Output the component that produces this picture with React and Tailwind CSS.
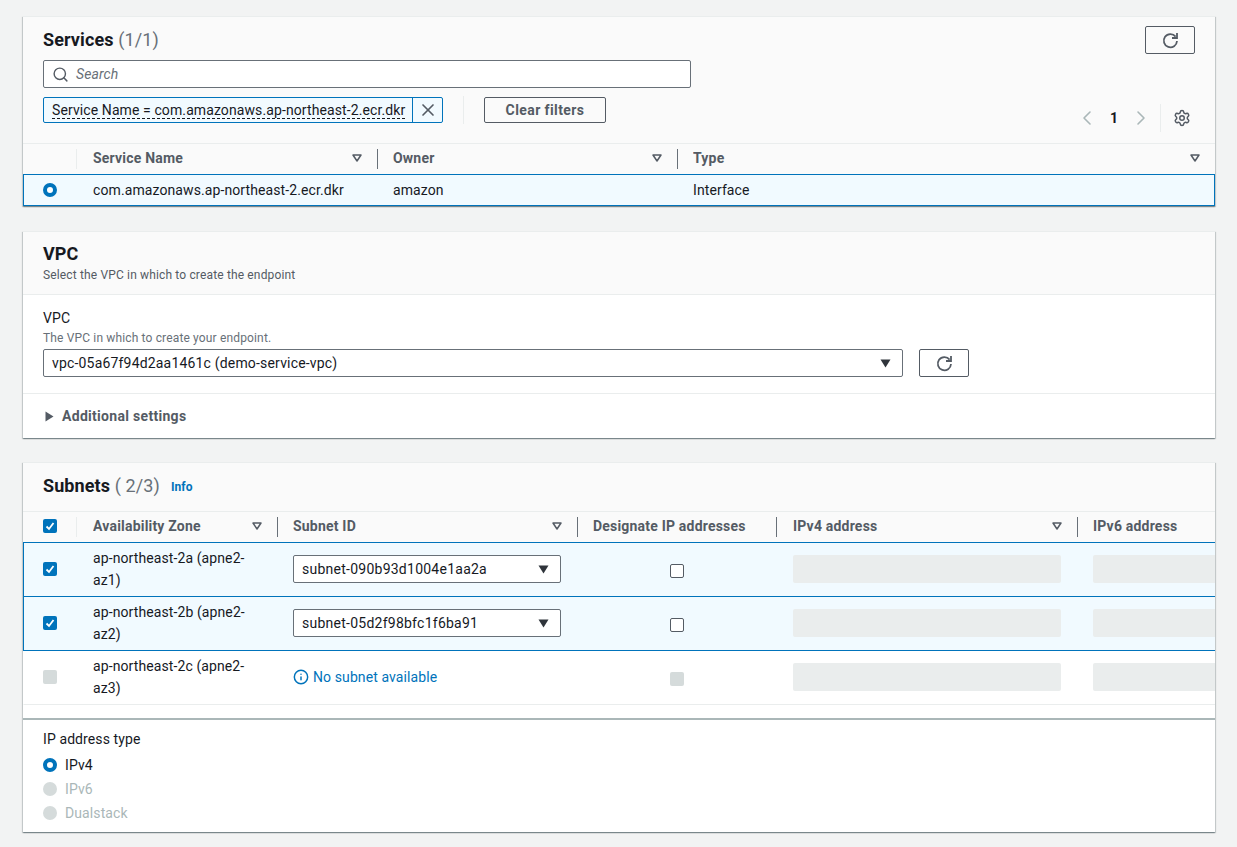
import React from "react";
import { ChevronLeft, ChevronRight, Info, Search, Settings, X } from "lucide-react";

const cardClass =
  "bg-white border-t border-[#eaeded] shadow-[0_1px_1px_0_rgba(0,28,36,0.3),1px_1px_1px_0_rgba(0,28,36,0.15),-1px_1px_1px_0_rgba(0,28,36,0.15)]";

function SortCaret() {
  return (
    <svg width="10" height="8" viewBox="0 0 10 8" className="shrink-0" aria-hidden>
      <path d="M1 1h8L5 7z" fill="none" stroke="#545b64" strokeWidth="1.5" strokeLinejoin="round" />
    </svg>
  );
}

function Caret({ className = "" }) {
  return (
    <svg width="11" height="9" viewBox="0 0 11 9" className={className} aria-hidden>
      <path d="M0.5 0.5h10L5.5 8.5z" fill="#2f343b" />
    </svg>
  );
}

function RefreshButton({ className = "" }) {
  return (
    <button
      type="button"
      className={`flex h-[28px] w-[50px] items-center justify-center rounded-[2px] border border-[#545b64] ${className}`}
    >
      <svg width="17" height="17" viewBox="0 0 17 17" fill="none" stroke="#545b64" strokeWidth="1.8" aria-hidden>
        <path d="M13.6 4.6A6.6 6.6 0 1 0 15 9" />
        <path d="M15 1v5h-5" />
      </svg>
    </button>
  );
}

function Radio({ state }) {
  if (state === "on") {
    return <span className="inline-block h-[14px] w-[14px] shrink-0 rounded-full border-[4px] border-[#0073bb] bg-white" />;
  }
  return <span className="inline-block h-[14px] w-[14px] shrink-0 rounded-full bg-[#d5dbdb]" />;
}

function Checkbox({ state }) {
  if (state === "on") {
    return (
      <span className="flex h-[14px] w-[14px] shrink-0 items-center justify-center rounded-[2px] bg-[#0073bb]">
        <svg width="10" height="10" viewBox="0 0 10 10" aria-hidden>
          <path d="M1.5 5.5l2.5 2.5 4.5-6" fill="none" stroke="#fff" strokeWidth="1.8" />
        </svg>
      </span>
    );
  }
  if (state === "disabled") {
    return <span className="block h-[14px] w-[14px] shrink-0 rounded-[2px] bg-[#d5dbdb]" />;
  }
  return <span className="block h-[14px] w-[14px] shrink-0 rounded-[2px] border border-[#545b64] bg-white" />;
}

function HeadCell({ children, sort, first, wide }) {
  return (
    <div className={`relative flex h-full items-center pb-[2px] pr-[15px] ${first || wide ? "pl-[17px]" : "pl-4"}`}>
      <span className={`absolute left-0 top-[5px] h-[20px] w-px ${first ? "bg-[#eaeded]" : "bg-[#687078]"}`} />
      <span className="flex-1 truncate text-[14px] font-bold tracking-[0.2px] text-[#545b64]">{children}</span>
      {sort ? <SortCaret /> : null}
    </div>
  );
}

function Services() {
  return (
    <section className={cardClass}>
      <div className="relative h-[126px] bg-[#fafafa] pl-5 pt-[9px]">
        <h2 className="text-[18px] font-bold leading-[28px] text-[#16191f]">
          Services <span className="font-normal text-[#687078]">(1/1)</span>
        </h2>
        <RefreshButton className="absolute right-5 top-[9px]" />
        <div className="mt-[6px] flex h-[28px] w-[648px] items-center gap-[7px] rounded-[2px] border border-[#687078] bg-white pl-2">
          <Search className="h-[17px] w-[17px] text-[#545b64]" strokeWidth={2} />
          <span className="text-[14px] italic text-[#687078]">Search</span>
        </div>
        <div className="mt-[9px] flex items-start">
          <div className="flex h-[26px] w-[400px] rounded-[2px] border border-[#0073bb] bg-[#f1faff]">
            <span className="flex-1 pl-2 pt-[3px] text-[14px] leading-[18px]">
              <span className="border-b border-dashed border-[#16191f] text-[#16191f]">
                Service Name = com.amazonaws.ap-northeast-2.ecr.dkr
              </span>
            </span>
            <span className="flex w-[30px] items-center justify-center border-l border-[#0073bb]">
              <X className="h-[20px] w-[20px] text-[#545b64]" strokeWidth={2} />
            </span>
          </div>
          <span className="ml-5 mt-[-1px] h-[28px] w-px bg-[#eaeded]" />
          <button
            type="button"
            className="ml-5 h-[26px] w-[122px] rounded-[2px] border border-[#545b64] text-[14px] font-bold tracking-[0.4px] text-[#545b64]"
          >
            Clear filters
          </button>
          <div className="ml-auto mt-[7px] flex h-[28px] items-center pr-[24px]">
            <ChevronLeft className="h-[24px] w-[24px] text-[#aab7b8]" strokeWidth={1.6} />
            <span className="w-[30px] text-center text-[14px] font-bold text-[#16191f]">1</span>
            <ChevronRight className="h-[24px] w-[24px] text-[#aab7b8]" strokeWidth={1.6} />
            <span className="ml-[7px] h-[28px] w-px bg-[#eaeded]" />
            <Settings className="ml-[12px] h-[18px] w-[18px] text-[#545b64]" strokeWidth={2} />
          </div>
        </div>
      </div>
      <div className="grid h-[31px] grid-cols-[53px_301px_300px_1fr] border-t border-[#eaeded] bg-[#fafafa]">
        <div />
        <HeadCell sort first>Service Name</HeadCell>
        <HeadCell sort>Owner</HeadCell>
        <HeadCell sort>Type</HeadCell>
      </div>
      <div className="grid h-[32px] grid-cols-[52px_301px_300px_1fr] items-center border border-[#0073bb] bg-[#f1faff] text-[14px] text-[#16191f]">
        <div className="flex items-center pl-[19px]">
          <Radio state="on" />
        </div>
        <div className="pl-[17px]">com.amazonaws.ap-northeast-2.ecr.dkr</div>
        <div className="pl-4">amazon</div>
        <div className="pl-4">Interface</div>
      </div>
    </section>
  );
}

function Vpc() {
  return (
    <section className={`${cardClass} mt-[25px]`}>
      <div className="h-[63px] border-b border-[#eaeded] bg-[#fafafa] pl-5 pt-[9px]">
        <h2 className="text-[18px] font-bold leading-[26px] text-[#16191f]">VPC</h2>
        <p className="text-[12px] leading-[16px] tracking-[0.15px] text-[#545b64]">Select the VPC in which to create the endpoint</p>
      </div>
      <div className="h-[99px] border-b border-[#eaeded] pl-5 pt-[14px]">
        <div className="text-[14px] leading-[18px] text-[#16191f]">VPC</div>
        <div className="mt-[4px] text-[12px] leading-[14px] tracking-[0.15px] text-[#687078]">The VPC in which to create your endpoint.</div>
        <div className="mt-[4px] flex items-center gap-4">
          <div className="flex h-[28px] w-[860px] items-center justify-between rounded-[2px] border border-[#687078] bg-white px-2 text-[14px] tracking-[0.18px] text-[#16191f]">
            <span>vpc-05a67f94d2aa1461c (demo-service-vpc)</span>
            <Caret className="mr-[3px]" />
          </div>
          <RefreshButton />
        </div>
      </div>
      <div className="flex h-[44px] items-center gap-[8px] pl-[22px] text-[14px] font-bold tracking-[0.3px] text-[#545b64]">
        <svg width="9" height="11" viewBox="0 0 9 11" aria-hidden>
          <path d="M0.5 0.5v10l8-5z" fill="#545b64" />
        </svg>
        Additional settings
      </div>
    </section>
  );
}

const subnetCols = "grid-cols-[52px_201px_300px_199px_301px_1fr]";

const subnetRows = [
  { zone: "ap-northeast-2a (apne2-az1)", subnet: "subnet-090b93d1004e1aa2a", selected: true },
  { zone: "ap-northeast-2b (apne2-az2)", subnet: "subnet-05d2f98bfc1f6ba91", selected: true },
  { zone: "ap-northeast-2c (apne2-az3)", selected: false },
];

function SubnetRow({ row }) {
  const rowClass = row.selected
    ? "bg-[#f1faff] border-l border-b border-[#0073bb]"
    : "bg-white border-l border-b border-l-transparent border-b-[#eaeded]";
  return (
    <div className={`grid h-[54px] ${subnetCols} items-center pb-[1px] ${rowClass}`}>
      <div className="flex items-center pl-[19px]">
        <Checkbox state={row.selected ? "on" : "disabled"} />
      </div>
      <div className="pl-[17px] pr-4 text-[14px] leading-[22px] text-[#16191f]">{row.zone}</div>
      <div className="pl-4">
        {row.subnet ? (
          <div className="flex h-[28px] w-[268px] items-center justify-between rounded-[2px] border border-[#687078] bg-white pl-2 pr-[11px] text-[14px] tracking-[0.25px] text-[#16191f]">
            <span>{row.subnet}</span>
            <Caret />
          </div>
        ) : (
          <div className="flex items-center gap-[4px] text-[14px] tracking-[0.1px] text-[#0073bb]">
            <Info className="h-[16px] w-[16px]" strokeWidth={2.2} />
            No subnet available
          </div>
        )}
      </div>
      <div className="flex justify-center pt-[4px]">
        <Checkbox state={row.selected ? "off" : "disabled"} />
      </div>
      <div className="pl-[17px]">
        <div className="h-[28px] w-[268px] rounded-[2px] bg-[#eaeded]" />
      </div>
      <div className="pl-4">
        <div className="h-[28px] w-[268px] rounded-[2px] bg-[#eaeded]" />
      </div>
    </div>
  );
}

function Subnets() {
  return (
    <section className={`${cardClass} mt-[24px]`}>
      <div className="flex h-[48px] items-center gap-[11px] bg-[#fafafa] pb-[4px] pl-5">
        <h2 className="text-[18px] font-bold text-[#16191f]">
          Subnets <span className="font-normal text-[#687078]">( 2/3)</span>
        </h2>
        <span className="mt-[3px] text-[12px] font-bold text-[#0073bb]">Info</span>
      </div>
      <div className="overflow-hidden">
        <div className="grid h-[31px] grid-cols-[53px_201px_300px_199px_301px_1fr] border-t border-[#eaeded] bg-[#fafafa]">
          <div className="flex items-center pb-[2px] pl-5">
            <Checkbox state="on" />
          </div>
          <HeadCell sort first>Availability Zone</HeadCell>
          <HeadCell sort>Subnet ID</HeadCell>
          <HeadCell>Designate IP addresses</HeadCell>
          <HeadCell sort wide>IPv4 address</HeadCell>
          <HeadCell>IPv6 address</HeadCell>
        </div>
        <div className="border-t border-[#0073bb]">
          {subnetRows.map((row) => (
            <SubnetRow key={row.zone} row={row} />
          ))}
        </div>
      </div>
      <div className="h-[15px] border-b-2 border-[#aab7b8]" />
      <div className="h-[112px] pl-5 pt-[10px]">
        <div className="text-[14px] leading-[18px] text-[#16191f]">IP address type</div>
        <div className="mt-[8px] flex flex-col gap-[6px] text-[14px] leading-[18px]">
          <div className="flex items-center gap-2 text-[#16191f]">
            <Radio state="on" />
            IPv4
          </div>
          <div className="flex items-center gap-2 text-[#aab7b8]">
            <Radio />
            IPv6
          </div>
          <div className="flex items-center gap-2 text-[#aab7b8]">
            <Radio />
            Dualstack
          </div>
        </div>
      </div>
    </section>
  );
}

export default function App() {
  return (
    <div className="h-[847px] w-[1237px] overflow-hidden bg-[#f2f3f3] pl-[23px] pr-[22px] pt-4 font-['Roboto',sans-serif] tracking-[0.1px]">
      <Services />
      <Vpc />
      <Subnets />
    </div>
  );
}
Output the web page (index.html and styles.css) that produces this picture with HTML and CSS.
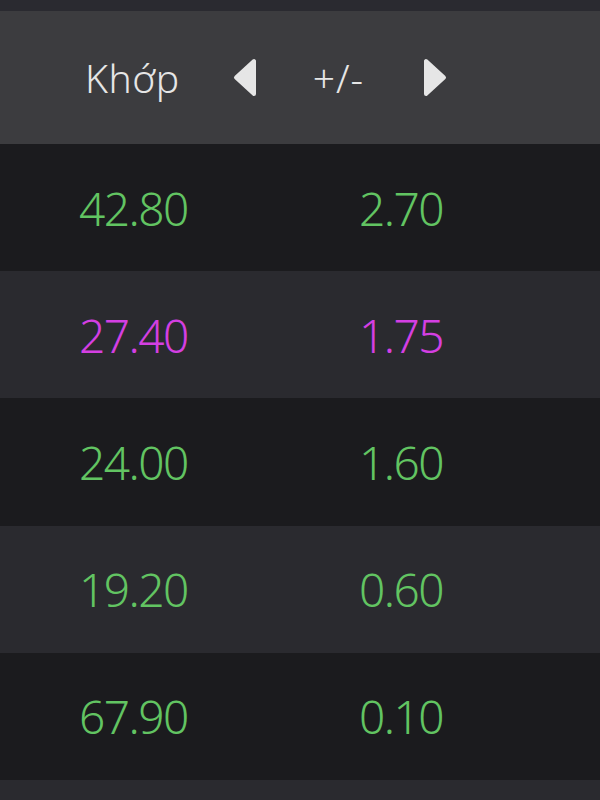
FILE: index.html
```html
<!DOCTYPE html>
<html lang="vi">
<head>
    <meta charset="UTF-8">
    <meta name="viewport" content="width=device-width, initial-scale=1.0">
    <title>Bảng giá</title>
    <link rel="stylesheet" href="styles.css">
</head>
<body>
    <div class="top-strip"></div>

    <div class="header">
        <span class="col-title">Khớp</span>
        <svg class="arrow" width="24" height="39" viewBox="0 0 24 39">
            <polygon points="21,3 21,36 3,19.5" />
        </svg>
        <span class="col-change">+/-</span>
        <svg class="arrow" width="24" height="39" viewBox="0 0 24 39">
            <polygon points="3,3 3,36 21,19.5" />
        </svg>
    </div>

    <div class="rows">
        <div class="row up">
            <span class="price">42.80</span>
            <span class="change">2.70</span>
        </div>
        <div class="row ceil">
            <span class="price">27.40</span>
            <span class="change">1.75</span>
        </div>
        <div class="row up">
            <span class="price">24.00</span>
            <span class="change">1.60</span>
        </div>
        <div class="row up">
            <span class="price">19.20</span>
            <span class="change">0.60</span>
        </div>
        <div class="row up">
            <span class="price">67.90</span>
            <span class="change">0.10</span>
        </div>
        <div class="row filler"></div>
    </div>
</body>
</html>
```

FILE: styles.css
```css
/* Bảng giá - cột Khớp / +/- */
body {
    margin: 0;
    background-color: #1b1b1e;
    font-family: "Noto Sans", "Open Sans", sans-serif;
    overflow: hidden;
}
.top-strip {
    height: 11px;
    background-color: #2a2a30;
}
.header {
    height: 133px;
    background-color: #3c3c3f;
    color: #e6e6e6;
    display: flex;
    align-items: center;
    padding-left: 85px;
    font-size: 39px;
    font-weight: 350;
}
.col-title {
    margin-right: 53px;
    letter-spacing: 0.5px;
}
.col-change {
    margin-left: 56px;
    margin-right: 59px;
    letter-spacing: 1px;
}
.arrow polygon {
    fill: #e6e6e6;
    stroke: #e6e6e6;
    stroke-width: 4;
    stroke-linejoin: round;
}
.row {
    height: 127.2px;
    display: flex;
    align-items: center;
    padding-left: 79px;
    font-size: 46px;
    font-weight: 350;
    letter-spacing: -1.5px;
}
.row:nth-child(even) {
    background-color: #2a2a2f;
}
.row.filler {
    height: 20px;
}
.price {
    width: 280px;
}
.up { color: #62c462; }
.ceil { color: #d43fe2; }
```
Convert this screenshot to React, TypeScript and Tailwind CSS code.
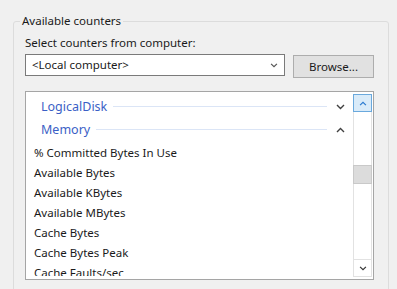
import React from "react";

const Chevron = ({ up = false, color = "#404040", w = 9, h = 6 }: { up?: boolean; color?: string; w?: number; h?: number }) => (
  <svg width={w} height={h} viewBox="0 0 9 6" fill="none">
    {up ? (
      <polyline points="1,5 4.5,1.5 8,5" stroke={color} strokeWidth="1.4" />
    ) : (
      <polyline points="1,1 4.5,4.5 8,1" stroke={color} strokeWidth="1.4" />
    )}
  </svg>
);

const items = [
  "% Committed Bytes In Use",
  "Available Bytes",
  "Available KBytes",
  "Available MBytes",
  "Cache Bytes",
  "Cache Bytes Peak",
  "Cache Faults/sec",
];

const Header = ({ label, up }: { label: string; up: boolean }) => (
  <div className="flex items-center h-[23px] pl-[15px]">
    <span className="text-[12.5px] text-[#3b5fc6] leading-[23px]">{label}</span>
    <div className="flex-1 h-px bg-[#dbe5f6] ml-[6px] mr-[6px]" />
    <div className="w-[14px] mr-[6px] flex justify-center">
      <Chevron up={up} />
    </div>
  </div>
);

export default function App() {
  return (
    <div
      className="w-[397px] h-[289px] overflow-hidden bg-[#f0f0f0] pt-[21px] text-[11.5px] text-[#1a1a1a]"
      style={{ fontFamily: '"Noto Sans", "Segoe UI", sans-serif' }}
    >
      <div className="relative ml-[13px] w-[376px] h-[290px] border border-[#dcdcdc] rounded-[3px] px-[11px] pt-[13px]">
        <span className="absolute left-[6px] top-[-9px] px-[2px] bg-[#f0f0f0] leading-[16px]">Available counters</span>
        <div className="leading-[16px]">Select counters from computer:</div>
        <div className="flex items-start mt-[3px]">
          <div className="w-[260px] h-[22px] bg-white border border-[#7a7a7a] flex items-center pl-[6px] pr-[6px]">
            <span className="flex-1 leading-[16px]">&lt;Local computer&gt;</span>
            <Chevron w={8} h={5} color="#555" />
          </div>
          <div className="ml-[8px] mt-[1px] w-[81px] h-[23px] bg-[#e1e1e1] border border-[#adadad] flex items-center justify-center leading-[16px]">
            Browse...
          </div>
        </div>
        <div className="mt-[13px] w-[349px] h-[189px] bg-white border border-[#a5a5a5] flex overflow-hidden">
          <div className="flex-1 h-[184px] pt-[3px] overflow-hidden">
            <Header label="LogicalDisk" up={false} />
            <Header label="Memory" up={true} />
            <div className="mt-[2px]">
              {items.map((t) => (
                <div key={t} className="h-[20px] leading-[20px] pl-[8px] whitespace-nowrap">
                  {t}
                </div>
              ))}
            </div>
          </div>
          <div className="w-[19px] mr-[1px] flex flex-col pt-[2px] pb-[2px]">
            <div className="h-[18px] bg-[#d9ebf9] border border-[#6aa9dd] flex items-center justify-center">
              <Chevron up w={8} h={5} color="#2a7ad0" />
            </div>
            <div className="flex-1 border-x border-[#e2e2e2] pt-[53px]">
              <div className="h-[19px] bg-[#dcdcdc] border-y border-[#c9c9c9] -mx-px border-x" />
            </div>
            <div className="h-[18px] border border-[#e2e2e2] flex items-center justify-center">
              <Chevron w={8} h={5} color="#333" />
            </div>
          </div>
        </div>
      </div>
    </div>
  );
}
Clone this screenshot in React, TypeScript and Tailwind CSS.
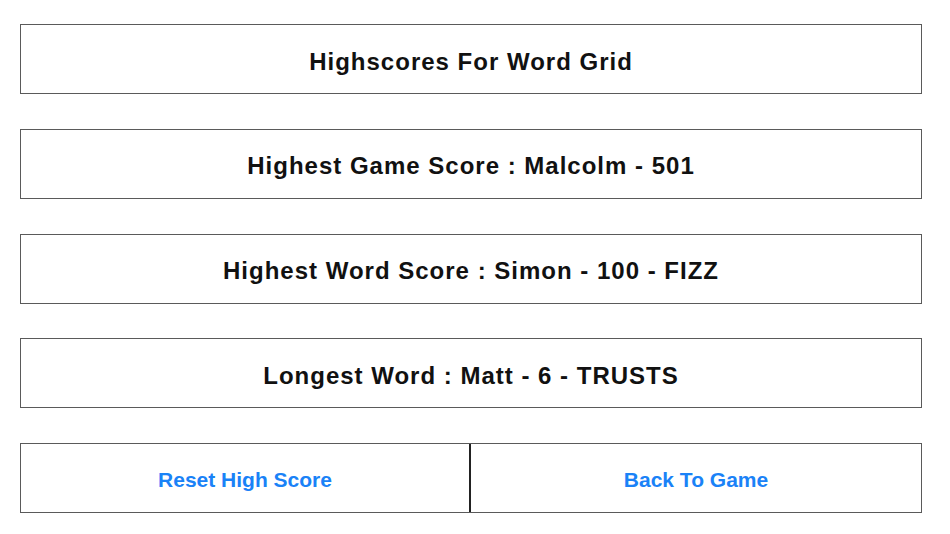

=====

» Required work
Determine how many lines of the entries above carry the string "TypeScript", and give that number alone.

» Worked solution
2